In the material below, find every line with "that" and pull it out.

Given data:
"""
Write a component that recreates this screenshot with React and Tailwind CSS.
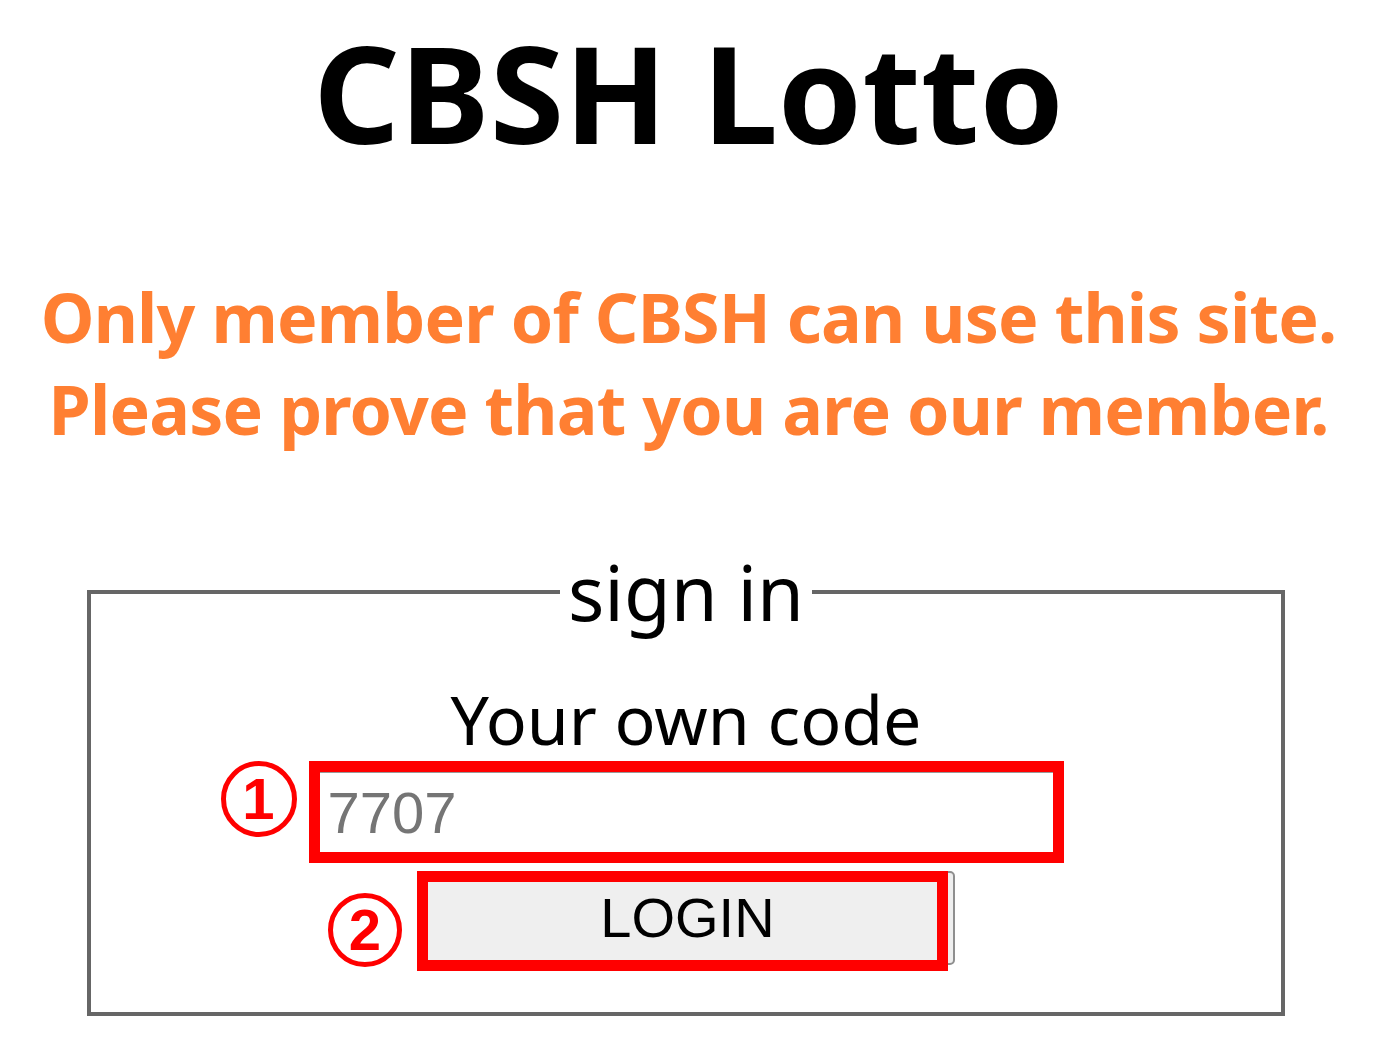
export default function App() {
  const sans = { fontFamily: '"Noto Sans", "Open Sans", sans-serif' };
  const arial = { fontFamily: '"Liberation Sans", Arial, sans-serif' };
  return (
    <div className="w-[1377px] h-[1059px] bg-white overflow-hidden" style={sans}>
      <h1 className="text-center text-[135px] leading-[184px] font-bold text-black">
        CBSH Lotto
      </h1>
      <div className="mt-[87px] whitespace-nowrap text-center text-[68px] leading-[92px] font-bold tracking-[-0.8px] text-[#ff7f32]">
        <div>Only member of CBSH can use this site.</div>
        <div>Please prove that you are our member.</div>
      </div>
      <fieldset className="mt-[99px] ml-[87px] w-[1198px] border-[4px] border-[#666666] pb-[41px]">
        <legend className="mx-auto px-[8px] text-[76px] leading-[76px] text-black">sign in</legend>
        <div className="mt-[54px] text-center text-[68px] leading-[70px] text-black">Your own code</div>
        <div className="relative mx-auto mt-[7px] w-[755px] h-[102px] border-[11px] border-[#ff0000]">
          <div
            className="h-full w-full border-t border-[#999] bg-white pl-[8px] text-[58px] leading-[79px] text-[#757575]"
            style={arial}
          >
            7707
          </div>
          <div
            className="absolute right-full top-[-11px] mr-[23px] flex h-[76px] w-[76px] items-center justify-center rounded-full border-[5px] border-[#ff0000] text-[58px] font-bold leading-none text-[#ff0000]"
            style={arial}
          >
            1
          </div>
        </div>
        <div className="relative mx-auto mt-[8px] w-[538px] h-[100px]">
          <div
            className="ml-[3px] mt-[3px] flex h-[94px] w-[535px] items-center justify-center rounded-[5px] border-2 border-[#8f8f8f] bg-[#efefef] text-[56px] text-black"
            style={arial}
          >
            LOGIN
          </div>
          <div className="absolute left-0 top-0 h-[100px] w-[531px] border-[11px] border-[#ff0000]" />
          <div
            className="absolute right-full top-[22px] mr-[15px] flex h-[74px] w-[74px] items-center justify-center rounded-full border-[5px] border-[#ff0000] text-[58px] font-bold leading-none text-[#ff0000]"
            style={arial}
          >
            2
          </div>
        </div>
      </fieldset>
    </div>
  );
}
"""
Answer to the problem:
Write a component that recreates this screenshot with React and Tailwind CSS.
        <div>Please prove that you are our member.</div>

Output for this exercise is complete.